This is pretty common when using daemon threads. Why are you setting .daemon = True
on your threads? Think about it. While there are legitimate uses for daemon threads, most times a programmer does it because they're confused, as in "I don't know how to shut my threads down cleanly, and the program will freeze on exit if I don't, so I know! I'll say they're daemon threads. Then the interpreter won't wait for them to terminate when it exits. Problem solved."
But it isn't solved - it usually just creates other problems. In particular, the daemon threads keep on running while the interpreter is - on exit - destroying itself. Modules are destroyed, stdin and stdout and stderr are destroyed, etc etc. All sorts of things can go wrong in daemon threads then, as the stuff they try to access is annihilated.
The specific message you're seeing is produced when an exception is raised in some thread, but interpreter destruction has gotten so far that even the sys
module no longer contains anything usable.
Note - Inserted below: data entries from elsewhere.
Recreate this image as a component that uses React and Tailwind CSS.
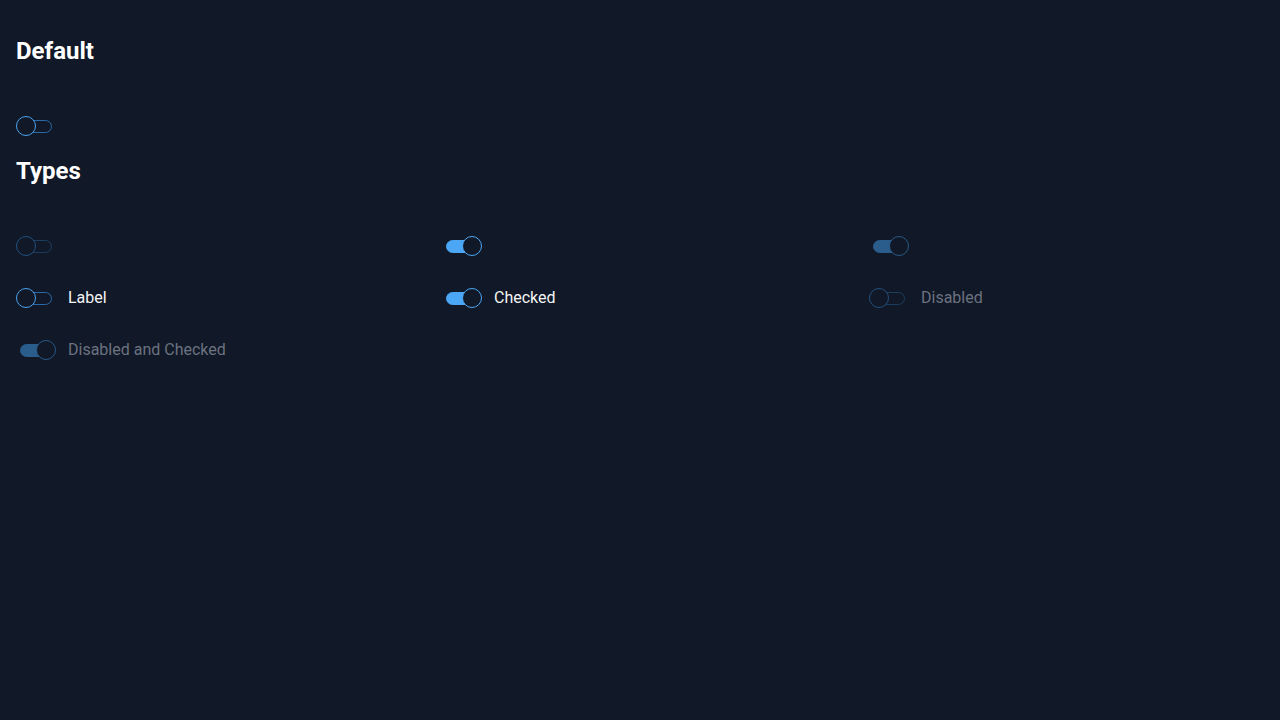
import React from "react";

function Switch({ checked = false, disabled = false }) {
  const trackCls = checked
    ? disabled
      ? "left-[4px] bg-[#2a5d8c] border-[#2a5d8c]"
      : "left-[4px] bg-[#4ba6f5] border-[#4ba6f5]"
    : disabled
    ? "left-[6px] bg-transparent border-[#1d3d5e]"
    : "left-[6px] bg-transparent border-[#2b6aa6]";
  const thumbCls = checked
    ? disabled
      ? "right-0 border-[#2a5a86]"
      : "right-0 border-[#4ea8f5]"
    : disabled
    ? "left-0 border-[#22507c]"
    : "left-0 border-[#4aa3ef]";
  return (
    <div className="relative w-10 h-5 shrink-0">
      <div className={`absolute top-[4px] h-[13px] w-[30px] rounded-full border ${trackCls}`} />
      <div className={`absolute top-0 w-5 h-5 rounded-full border bg-[#111827] ${thumbCls}`} />
    </div>
  );
}

function Item({ checked, disabled, label }) {
  return (
    <div className="flex items-center gap-3 h-5">
      <Switch checked={checked} disabled={disabled} />
      {label && (
        <span className={`text-base ${disabled ? "text-[#6b7280]" : "text-[#f3f4f6]"}`}>{label}</span>
      )}
    </div>
  );
}

export default function App() {
  return (
    <div
      className="min-h-screen w-full bg-[#111827] text-white"
      style={{ fontFamily: "Roboto, 'Liberation Sans', sans-serif" }}
    >
      <div className="pl-4 pt-[35px]">
        <h2 className="text-2xl font-bold leading-8 text-white">Default</h2>
        <div className="mt-[49px]">
          <Item disabled={false} />
        </div>
        <h2 className="mt-[19px] text-2xl font-bold leading-8 text-white">Types</h2>
        <div className="mt-[49px] grid grid-cols-[426px_427px_1fr] gap-y-8">
          <Item disabled />
          <Item checked />
          <Item checked disabled />
          <Item label="Label" />
          <Item checked label="Checked" />
          <Item disabled label="Disabled" />
          <Item checked disabled label="Disabled and Checked" />
        </div>
      </div>
    </div>
  );
}
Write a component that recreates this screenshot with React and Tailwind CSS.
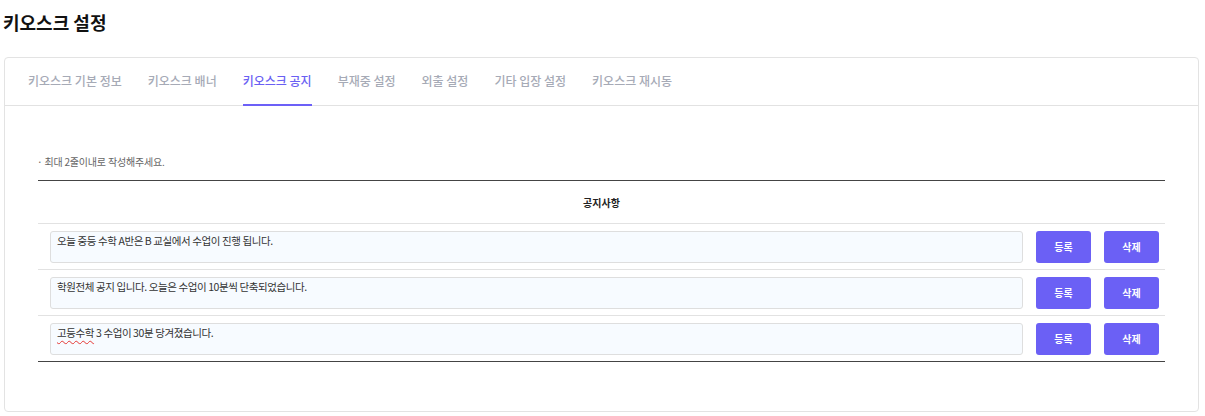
import React from "react";

const tabs = ["키오스크 기본 정보", "키오스크 배너", "키오스크 공지", "부재중 설정", "외출 설정", "기타 입장 설정", "키오스크 재시동"];

const notices = [
  { text: "오늘 중등 수학 A반은 B 교실에서 수업이 진행 됩니다." },
  { text: "학원전체 공지 입니다. 오늘은 수업이 10분씩 단축되었습니다." },
  { text: null },
];

export default function App() {
  return (
    <div className="w-[1205px] h-[416px] bg-white text-[#222]" style={{ fontFamily: '"Noto Sans CJK KR", "Noto Sans", sans-serif' }}>
      <h1 className="pl-[3px] pt-[9px] h-[57px] text-[18px] font-bold leading-[26px] tracking-[0px] text-[#111]">키오스크 설정</h1>
      <div className="ml-[4px] w-[1195px] h-[355px] border border-[#e3e3e3] rounded-[4px] flex flex-col">
        <div className="h-[48px] border-b border-[#e2e2e2] flex items-stretch pl-[23px] gap-[26px]">
          {tabs.map((t, i) => (
            <div
              key={t}
              className={
                "flex items-center text-[12px] font-medium tracking-[0px] border-b-2 -mb-px " +
                (i === 2 ? "text-[#6a5ff3] border-[#6c60f7]" : "text-[#a6aab6] border-transparent")
              }
            >
              {t}
            </div>
          ))}
        </div>
        <div className="px-[33px] pt-[49px]">
          <p className="text-[10px] text-[#666] leading-[14px] tracking-[-0.2px] -ml-px">· 최대 2줄이내로 작성해주세요.</p>
          <div className="mt-[11px] border-t border-b border-[#444]">
            <div className="h-[43px] flex items-center justify-center text-[10px] font-bold text-[#222] border-b border-[#e2e2e2]">공지사항</div>
            {notices.map((n, i) => (
              <div key={i} className={"flex items-center pl-[12px] pr-[6px] gap-[13px] " + (i < 2 ? "h-[46px] border-b border-[#e2e2e2]" : "h-[45px]")}>
                <div className="flex-1 h-[32px] bg-[#f7fbff] border border-[#dedede] rounded-[3px] px-[6px] pt-[1px] text-[10.5px] leading-[15px] text-[#333] tracking-[-0.4px]">
                  {n.text !== null ? (
                    n.text
                  ) : (
                    <>
                      <span className="underline decoration-wavy decoration-[#e53935] decoration-[1px] underline-offset-[3px]">고등수학</span> 3 수업이 30분 당겨졌습니다.
                    </>
                  )}
                </div>
                <button className="w-[55px] h-[32px] rounded-[3px] bg-[#6b60f5] text-white text-[10px] font-bold">등록</button>
                <button className="w-[55px] h-[32px] rounded-[3px] bg-[#6b60f5] text-white text-[10px] font-bold">삭제</button>
              </div>
            ))}
          </div>
        </div>
      </div>
    </div>
  );
}
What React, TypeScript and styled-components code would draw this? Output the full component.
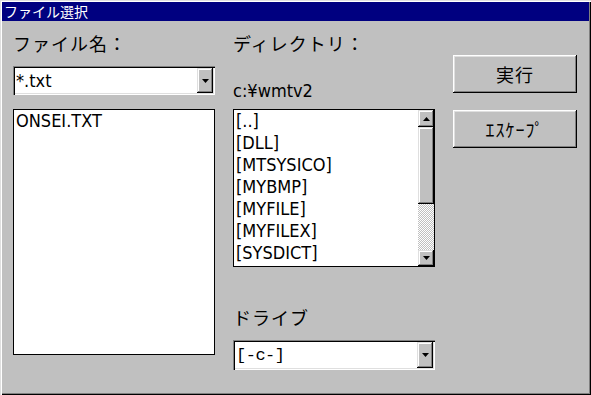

The threading implementation retains a reference to sys.stderr
internally so that it can tell you something then (specifically, the exact message you're seeing), but too much of the interpreter has been destroyed to tell you anything else about what went wrong.
So find a way to shut down your threads cleanly instead (and remove .daemon = True
). Don't know enough about your problem to suggest a specific way, but you'll think of something ;-)
BTW, I'd suggest removing the maxsize=0
arguments on your Queue()
constructors. The default is "unbounded", and "everyone knows that", while few people know that maxsize=0
also means "unbounded". That's gotten worse as other datatypes have taken maxsize=0
to mean "maximum size really is 0" (the best example of that is collections.deque
); but "no argument means unbounded" is still universally true.